_What you are asked to do_: Copy every line that mentions the word "styles".

[BEGIN Source excerpt]

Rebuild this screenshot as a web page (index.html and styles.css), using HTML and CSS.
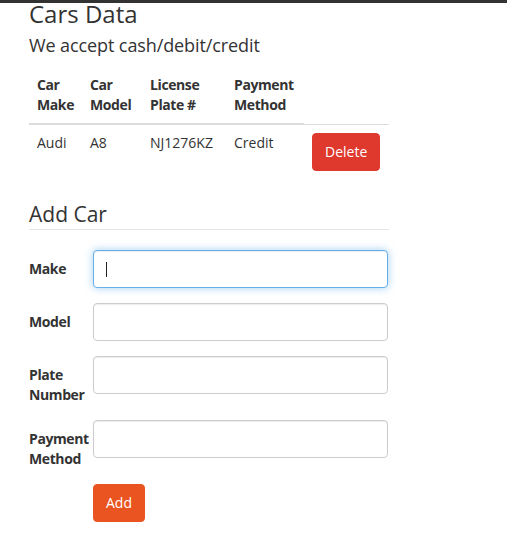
FILE: index.html
```html
<!DOCTYPE html>
<html>
<head>
<meta charset="utf-8">
<title>Cars Data</title>
<link rel="stylesheet" href="styles.css">
</head>
<body>
<div class="topbar"></div>
<div class="container">
  <h3 class="title">Cars Data</h3>
  <p class="lead">We accept cash/debit/credit</p>
  <table class="cars">
    <colgroup>
      <col class="c1"><col class="c2"><col class="c3"><col class="c4"><col class="c5">
    </colgroup>
    <thead>
      <tr>
        <th>Car Make</th>
        <th>Car Model</th>
        <th>License Plate #</th>
        <th>Payment Method</th>
      </tr>
    </thead>
    <tbody>
      <tr>
        <td>Audi</td>
        <td>A8</td>
        <td>NJ1276KZ</td>
        <td>Credit</td>
        <td><button class="btn btn-danger">Delete</button></td>
      </tr>
    </tbody>
  </table>
  <form class="addform">
    <legend>Add Car</legend>
    <div class="row">
      <label>Make</label>
      <div class="field">
        <input class="input focused" type="text">
        <span class="caret"></span>
      </div>
    </div>
    <div class="row">
      <label>Model</label>
      <div class="field"><input class="input" type="text"></div>
    </div>
    <div class="row">
      <label>Plate Number</label>
      <div class="field"><input class="input" type="text"></div>
    </div>
    <div class="row">
      <label>Payment Method</label>
      <div class="field"><input class="input" type="text"></div>
    </div>
    <div class="row">
      <span></span>
      <div class="field"><button type="button" class="btn btn-primary">Add</button></div>
    </div>
  </form>
</div>
</body>
</html>
```
FILE: styles.css
```css
html, body {
  margin: 0;
  padding: 0;
  background: #fff;
}
body {
  font-family: "Open Sans", "Liberation Sans", sans-serif;
  font-size: 14px;
  line-height: 20px;
  color: #333;
}
.topbar {
  height: 3px;
  background: #333;
}
.container {
  padding-left: 29px;
  width: 360px;
}
.title {
  margin: 0;
  font-size: 24px;
  font-weight: 400;
  line-height: 21px;
}
.lead {
  margin: 9px 0 9px;
  font-size: 18px;
  line-height: 25px;
  font-weight: 400;
  letter-spacing: -0.1px;
}
.cars {
  width: 360px;
  table-layout: fixed;
  border-collapse: collapse;
  border-spacing: 0;
  margin-bottom: 20px;
}
.c1 { width: 53px; }
.c2 { width: 60px; }
.c3 { width: 84px; }
.c4 { width: 78px; }
.c5 { width: 85px; }
.cars th {
  text-align: left;
  font-weight: 700;
  letter-spacing: -0.4px;
  vertical-align: bottom;
  padding: 8px;
  border-bottom: 2px solid #ddd;
}
.cars td {
  padding: 8px;
  vertical-align: top;
  border-top: 1px solid #ddd;
}
.btn {
  font-family: inherit;
  font-size: 14px;
  line-height: 20px;
  border: 1px solid transparent;
  border-radius: 4px;
  color: #fff;
  padding: 8px 12px;
  cursor: pointer;
}
.btn-danger {
  background: #df382c;
  border-color: #df382c;
}
.btn-primary {
  background: #e95420;
  border-color: #e95420;
  padding: 8px 12px;
}
.addform {
  margin: 0;
}
legend {
  display: block;
  width: 100%;
  padding: 0;
  margin: 0 0 20px;
  font-size: 21px;
  line-height: 30px;
  color: #333;
  border-bottom: 1px solid #e5e5e5;
}
.row {
  display: grid;
  grid-template-columns: 64px 295px;
  margin-bottom: 15px;
}
.row label {
  font-weight: 700;
  letter-spacing: -0.4px;
  padding: 9px 4px 0 0;
  line-height: 20px;
}
.field {
  position: relative;
}
.input {
  display: block;
  box-sizing: border-box;
  width: 295px;
  height: 38px;
  margin: 0;
  padding: 8px 12px;
  font-family: inherit;
  font-size: 14px;
  border: 1px solid #ccc;
  border-radius: 4px;
  background: #fff;
  outline: none;
  box-shadow: inset 0 1px 1px rgba(0, 0, 0, 0.075);
}
.input.focused {
  border-color: #66afe9;
  box-shadow: inset 0 1px 1px rgba(0, 0, 0, 0.075), 0 0 8px rgba(102, 175, 233, 0.6);
}
.caret {
  position: absolute;
  left: 13px;
  top: 12px;
  width: 1px;
  height: 15px;
  background: #222;
}
```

[END Source excerpt]

_The result_:
Rebuild this screenshot as a web page (index.html and styles.css), using HTML and CSS.
<link rel="stylesheet" href="styles.css">
FILE: styles.css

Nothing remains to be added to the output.